■ **What you have to do**:
Using the listing below, copy every line that mentions "React".

··· Data lines

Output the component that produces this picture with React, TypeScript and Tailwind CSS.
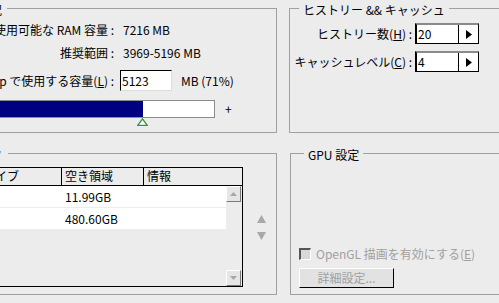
import React from "react";

const Spinner = ({ value }: { value: string }) => (
  <div className="ml-[3px] flex h-[21px] w-[64px] border border-black border-t-2 border-l-2 border-t-[#8a8a8a] bg-white">
    <div className="flex flex-1 items-center pl-[1px] leading-none">{value}</div>
    <div className="flex w-[20px] items-center justify-center border-l border-black">
      <svg width="6" height="9" viewBox="0 0 6 9">
        <path d="M0 0 L6 4.5 L0 9 Z" fill="#000" />
      </svg>
    </div>
  </div>
);

const ScrollBtn = ({ up }: { up: boolean }) => (
  <div className="flex h-[16px] w-[15px] items-center justify-center border border-t-white border-l-white border-r-[#7a7a7a] border-b-[#7a7a7a] bg-[#e6e6e6]">
    <svg width="7" height="4" viewBox="0 0 7 4">
      <path d={up ? "M0 4 L3.5 0 L7 4 Z" : "M0 0 L3.5 4 L7 0 Z"} fill="#a8a8a8" />
    </svg>
  </div>
);

export default function App() {
  return (
    <div className="h-[303px] w-[499px] overflow-hidden bg-[#ececec] font-['Noto_Sans_CJK_JP',sans-serif] text-[12px] text-black">
      <div className="flex pt-[8px]">
        {/* memory box */}
        <div className="relative ml-[-120px] h-[125px] w-[397px] shrink-0 border border-[#a0a0a0]">
          <span className="absolute top-[-6px] right-[269px] bg-[#ececec] pl-1 pr-[5px] leading-[14px]">メモリ使用状況</span>
          <div className="flex flex-col pt-[11px]">
            <div className="flex h-[20px] items-center">
              <div className="w-[233px] text-right">使用可能な RAM 容量 :</div>
              <div className="ml-[9px]">7216 MB</div>
            </div>
            <div className="mt-[3px] flex h-[20px] items-center">
              <div className="w-[233px] text-right">推奨範囲 :</div>
              <div className="ml-[9px]">3969-5196 MB</div>
            </div>
            <div className="mt-[7px] flex h-[21px] items-center">
              <div className="w-[233px] text-right">
                Photoshop で使用する容量(<span className="underline">L</span>) :
              </div>
              <div className="ml-[6px] flex h-[21px] w-[52px] items-center border border-t-black border-l-black border-r-[#dcdcdc] border-b-[#dcdcdc] bg-white pl-[1px]">
                5123
              </div>
              <div className="ml-[9px]">MB (71%)</div>
            </div>
            <div className="mt-[9px] flex items-center">
              <div className="ml-[19px] flex h-[18px] w-[315px] border border-[#8c8c8c] bg-white">
                <div className="h-full w-[242px] bg-[#000080]" />
              </div>
              <div className="ml-[10px] leading-none">+</div>
            </div>
            <div className="ml-[256px] flex">
              <svg width="11" height="8" viewBox="0 0 11 8">
                <path d="M5.5 0.8 L10.2 7.3 L0.8 7.3 Z" fill="#fff" stroke="#2e9a3e" strokeWidth="1.3" />
              </svg>
            </div>
          </div>
        </div>
        {/* history box */}
        <div className="relative ml-[12px] h-[125px] w-[240px] shrink-0 border border-[#a0a0a0]">
          <span className="absolute top-[-6px] left-[9px] bg-[#ececec] px-1 leading-[14px]">ヒストリー &amp;&amp; キャッシュ</span>
          <div className="flex flex-col pt-[14px]">
            <div className="flex h-[21px] items-center">
              <div className="w-[122px] text-right">
                ヒストリー数(<span className="underline">H</span>) :
              </div>
              <Spinner value="20" />
            </div>
            <div className="mt-[7px] flex h-[21px] items-center">
              <div className="w-[122px] text-right">
                キャッシュレベル(<span className="underline">C</span>) :
              </div>
              <Spinner value="4" />
            </div>
          </div>
        </div>
      </div>

      <div className="mt-[20px] flex">
        {/* scratch disks */}
        <div className="relative ml-[-120px] h-[142px] w-[397px] shrink-0 border border-[#a0a0a0]">
          <span className="absolute top-[-6px] right-[268px] bg-[#ececec] pl-1 pr-[6px] leading-[14px]">仮想記憶ディスク</span>
          <div className="flex">
            <div className="ml-[9px] mt-[13px] flex h-[120px] w-[353px] flex-col border border-black">
              <div className="flex h-[18px] shrink-0 border-b border-black bg-[#ececec] leading-[16px]">
                <div className="w-[76px] border-r border-black pl-[4px]">アクティブ</div>
                <div className="w-[95px] border-r border-black pl-[4px]">ドライブ</div>
                <div className="w-[82px] border-r border-black pl-[3px]">空き領域</div>
                <div className="flex-1 pl-[3px]">情報</div>
              </div>
              <div className="flex flex-1">
                <div className="flex flex-1 flex-col">
                  <div className="flex h-[22px] items-center border-b border-[#ececec] bg-white pl-[174px]">11.99GB</div>
                  <div className="flex h-[21px] items-center bg-white pl-[174px]">480.60GB</div>
                </div>
                <div className="flex w-[16px] flex-col justify-between border-r border-[#ececec]">
                  <ScrollBtn up />
                  <ScrollBtn up={false} />
                </div>
              </div>
            </div>
            <div className="ml-[14px] mt-[61px] flex flex-col gap-[9px]">
              <svg width="9" height="8" viewBox="0 0 9 8">
                <path d="M4.5 0 L9 8 L0 8 Z" fill="#a8a8a8" />
              </svg>
              <svg width="9" height="8" viewBox="0 0 9 8">
                <path d="M0 0 L9 0 L4.5 8 Z" fill="#a8a8a8" />
              </svg>
            </div>
          </div>
        </div>
        {/* GPU */}
        <div className="relative ml-[13px] h-[142px] w-[240px] shrink-0 border border-[#a0a0a0]">
          <span className="absolute top-[-6px] left-[13px] bg-[#ececec] px-1 leading-[14px]">GPU 設定</span>
          <div className="flex flex-col pl-[8px] pt-[94px]">
            <div className="flex h-[12px] items-center">
              <div className="h-[12px] w-[12px] border border-t-2 border-l-2 border-t-[#555] border-l-[#555] border-r-white border-b-white bg-[#d8d8d8]" />
              <div className="ml-[5px] text-[#a0a0a0]">
                OpenGL 描画を有効にする(<span className="underline">E</span>)
              </div>
            </div>
            <div className="mt-[8px] flex h-[20px] w-[95px] items-center justify-center border border-t-white border-l-white border-r-black border-b-black bg-[#e2e2e2] text-[#a0a0a0]">
              詳細設定...
            </div>
          </div>
        </div>
      </div>
    </div>
  );
}
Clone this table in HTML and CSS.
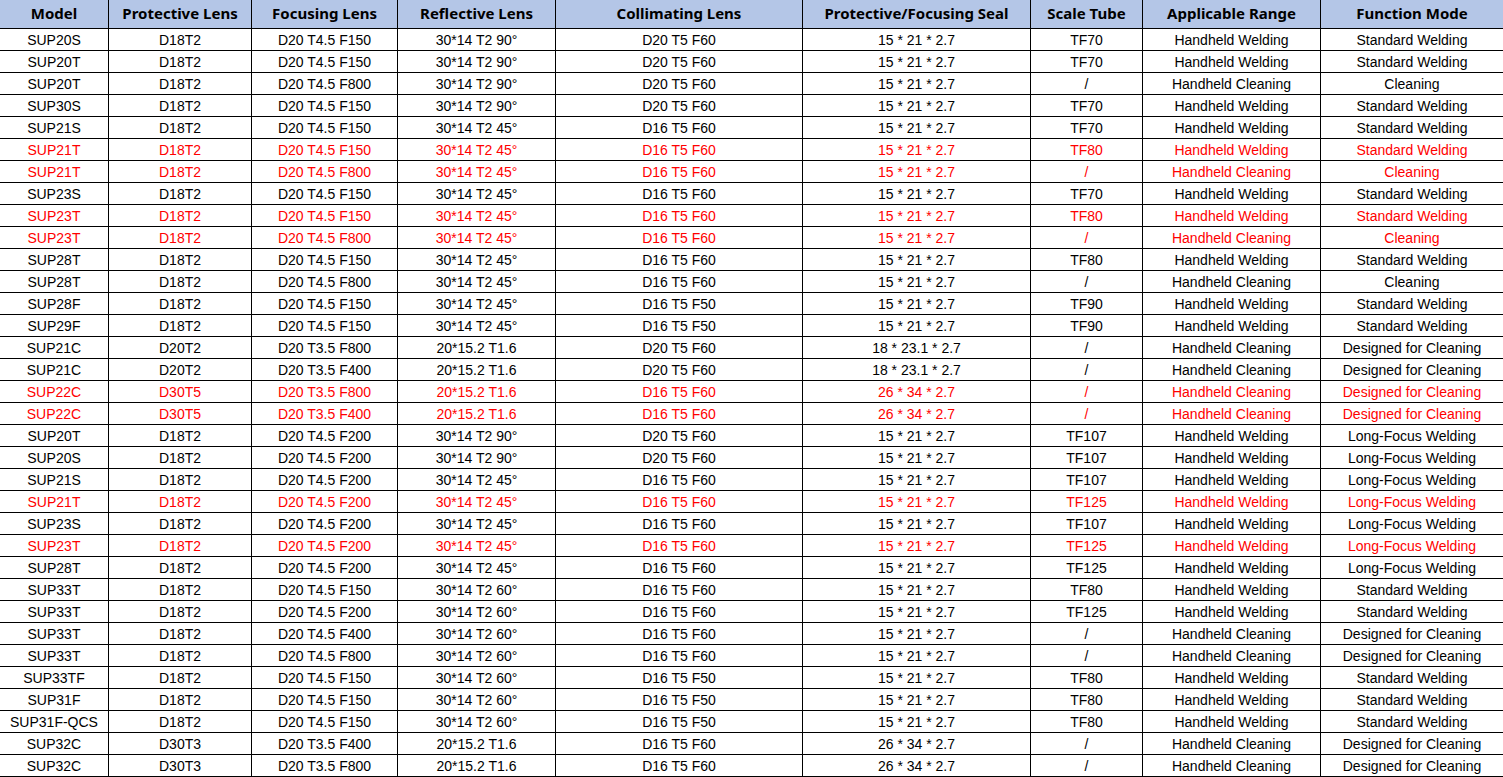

······

■ **Full output**:
Output the component that produces this picture with React, TypeScript and Tailwind CSS.
import React from "react";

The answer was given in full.